§ **What the task asks**: Set down, exactly as they appear, the lines from the line holding "Recreate this image" through the line holding "import React from", inclusive; output nothing outside that range.

§ **Supplied records**:

____

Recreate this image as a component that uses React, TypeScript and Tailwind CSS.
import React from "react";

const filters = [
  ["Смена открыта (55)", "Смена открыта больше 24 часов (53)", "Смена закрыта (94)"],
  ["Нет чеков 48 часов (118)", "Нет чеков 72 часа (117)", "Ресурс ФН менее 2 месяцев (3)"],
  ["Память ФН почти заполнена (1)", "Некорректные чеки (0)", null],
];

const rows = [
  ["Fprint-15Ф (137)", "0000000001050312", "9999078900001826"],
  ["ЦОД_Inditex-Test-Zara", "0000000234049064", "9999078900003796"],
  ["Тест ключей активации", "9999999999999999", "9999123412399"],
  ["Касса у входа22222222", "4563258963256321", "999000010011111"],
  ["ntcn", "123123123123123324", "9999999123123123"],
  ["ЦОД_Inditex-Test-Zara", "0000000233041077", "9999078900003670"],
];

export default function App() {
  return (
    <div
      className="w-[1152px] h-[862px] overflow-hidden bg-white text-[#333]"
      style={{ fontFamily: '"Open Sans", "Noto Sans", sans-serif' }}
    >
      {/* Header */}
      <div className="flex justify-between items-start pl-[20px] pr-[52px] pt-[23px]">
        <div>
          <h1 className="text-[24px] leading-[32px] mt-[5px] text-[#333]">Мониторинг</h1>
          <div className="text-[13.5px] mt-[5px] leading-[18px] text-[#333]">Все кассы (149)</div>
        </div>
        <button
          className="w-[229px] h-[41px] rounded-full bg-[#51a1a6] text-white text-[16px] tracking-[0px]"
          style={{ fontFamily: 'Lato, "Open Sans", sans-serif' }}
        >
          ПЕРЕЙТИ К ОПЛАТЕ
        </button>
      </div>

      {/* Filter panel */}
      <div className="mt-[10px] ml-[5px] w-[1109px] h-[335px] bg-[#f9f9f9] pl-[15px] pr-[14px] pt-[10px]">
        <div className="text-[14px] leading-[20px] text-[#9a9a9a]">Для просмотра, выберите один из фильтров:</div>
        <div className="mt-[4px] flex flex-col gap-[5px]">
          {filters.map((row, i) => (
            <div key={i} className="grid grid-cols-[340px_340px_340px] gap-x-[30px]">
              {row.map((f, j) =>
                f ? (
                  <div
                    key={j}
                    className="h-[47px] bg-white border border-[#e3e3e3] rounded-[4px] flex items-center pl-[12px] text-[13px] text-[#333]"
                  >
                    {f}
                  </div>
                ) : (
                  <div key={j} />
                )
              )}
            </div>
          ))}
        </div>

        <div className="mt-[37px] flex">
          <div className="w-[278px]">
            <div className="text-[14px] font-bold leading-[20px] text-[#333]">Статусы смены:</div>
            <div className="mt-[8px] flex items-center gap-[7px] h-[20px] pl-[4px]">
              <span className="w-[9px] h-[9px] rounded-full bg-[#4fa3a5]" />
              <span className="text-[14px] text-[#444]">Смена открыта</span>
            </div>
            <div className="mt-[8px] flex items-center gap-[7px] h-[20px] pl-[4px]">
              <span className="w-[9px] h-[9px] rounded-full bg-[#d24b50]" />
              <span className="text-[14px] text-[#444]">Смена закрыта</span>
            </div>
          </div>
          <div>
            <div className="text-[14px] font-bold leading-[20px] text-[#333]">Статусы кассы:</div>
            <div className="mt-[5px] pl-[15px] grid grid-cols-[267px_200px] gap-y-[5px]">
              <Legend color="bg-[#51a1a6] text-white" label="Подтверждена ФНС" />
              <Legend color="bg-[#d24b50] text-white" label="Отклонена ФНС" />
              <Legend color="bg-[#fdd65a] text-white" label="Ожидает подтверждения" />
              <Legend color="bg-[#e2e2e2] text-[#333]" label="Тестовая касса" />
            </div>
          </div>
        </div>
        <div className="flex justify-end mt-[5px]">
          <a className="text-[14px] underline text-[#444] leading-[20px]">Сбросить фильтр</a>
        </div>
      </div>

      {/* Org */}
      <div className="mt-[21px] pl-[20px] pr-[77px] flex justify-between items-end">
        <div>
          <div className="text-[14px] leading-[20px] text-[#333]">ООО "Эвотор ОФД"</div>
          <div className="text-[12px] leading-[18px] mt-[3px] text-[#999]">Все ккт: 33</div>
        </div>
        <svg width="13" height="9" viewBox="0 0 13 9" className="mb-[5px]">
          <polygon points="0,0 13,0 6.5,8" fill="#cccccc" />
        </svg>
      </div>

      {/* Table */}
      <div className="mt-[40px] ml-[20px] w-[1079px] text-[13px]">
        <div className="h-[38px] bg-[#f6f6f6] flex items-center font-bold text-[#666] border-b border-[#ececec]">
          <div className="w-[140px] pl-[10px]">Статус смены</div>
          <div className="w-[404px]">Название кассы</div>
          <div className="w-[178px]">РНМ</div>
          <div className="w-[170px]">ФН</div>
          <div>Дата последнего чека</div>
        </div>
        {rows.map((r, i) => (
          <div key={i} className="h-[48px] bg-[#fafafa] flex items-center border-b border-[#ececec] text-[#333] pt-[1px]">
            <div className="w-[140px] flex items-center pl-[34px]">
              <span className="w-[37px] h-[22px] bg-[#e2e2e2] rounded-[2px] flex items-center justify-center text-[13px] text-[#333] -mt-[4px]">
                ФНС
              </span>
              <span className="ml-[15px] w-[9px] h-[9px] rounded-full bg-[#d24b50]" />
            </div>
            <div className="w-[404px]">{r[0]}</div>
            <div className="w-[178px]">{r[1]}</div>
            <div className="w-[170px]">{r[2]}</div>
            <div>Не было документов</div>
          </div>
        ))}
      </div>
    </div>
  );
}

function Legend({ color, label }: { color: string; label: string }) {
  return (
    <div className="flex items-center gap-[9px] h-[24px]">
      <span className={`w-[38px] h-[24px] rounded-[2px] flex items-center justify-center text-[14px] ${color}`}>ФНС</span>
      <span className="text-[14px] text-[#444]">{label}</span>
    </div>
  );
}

____

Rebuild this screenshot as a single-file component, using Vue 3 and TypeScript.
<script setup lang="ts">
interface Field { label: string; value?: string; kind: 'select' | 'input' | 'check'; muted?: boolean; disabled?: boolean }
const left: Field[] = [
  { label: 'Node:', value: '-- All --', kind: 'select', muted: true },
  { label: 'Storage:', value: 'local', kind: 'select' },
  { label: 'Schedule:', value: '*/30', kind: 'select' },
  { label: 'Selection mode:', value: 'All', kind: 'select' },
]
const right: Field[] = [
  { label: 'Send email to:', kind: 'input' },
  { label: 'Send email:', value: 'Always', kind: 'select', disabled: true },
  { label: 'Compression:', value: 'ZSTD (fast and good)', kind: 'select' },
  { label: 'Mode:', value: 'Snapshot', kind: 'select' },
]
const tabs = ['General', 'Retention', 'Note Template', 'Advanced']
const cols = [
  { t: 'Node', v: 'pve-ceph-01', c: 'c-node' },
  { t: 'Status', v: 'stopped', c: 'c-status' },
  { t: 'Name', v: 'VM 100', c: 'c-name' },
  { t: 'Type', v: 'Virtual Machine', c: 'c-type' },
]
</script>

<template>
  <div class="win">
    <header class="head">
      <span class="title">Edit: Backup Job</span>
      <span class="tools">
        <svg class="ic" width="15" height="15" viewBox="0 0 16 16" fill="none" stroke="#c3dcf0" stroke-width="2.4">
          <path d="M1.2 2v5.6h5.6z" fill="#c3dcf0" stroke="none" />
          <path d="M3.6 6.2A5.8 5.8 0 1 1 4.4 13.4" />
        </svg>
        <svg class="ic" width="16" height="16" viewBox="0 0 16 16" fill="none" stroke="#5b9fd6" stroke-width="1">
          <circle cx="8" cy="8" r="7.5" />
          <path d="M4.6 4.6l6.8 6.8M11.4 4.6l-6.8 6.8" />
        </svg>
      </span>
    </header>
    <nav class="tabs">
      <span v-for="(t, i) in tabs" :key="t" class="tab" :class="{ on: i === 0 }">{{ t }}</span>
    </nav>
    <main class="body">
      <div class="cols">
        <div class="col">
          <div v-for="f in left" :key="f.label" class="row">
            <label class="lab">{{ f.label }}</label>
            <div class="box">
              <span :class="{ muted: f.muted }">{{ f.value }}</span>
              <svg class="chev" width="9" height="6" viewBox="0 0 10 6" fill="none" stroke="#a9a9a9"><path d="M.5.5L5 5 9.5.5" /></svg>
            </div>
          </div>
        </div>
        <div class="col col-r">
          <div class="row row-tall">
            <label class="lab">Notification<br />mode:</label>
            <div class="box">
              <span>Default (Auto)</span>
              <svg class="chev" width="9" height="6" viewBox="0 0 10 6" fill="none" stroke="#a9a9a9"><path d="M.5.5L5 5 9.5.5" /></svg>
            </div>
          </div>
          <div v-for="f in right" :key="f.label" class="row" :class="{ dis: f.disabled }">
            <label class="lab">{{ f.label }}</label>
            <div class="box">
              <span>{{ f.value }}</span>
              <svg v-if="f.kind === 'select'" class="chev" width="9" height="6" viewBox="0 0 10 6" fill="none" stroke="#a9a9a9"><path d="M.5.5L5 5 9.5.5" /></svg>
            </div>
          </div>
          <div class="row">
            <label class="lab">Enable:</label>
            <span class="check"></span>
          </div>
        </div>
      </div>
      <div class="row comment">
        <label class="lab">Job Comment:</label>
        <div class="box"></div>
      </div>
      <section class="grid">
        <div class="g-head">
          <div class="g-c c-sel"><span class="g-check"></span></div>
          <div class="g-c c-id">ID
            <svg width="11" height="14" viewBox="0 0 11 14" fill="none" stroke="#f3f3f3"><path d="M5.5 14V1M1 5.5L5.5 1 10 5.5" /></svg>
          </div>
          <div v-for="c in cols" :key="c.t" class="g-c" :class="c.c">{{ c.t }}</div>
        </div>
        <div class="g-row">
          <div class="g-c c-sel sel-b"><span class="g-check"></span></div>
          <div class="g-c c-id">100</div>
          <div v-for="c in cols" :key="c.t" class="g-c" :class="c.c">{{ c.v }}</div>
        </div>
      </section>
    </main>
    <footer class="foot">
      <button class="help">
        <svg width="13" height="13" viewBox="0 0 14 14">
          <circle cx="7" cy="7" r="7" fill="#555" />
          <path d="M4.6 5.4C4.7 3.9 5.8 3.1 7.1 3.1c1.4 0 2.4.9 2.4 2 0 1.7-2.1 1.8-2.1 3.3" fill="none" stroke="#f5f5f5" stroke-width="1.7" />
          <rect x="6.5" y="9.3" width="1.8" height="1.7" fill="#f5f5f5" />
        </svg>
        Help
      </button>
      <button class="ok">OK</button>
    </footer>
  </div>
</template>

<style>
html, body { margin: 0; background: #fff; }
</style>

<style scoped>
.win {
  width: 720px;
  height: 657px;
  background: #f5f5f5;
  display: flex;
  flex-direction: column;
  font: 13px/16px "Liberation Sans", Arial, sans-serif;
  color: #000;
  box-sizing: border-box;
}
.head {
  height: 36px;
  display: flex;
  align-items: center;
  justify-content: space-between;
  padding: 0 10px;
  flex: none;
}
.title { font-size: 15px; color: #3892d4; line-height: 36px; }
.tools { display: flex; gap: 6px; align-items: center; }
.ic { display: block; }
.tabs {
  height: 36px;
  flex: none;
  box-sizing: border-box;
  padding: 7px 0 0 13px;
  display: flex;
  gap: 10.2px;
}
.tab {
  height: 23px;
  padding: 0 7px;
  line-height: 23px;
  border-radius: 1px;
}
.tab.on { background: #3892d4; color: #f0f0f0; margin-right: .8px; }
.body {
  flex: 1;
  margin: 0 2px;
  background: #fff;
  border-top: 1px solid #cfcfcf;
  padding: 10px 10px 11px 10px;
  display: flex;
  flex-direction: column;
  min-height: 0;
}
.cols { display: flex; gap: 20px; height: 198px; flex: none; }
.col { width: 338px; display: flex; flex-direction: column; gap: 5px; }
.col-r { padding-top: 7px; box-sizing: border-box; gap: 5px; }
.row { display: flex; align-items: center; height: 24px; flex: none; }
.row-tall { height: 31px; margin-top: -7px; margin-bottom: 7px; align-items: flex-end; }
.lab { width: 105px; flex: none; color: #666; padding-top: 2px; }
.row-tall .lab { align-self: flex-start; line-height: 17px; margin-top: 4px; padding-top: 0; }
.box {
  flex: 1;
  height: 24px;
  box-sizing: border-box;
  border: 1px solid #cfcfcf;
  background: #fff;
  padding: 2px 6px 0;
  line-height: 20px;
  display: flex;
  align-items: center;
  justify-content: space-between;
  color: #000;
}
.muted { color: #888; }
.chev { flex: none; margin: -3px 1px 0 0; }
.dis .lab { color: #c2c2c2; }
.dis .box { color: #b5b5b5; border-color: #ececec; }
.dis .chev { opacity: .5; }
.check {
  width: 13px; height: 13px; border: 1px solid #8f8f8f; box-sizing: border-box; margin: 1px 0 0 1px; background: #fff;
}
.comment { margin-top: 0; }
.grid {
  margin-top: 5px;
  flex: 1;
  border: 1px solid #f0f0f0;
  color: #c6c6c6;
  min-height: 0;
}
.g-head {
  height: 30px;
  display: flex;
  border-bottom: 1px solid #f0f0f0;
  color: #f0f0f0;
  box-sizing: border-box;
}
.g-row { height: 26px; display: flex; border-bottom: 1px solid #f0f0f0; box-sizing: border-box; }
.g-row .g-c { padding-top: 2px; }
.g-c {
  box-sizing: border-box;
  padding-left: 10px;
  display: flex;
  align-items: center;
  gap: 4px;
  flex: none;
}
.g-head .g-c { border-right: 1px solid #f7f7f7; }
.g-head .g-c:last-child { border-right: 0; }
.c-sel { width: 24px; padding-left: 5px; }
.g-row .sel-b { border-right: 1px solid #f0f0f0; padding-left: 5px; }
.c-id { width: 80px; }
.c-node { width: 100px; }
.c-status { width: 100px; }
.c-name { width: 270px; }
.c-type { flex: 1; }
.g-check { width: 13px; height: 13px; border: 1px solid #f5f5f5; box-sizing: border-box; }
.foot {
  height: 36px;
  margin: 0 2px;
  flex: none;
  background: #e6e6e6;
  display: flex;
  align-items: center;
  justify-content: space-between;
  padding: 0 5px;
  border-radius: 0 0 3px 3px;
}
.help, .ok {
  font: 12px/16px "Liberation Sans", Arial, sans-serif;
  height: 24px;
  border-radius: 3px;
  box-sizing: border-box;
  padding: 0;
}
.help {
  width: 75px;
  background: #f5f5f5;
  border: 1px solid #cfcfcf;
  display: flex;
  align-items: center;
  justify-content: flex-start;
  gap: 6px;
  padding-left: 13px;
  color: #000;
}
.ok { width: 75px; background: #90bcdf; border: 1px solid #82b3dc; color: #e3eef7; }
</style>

____

§ **Answer for this exercise**:
Recreate this image as a component that uses React, TypeScript and Tailwind CSS.
import React from "react";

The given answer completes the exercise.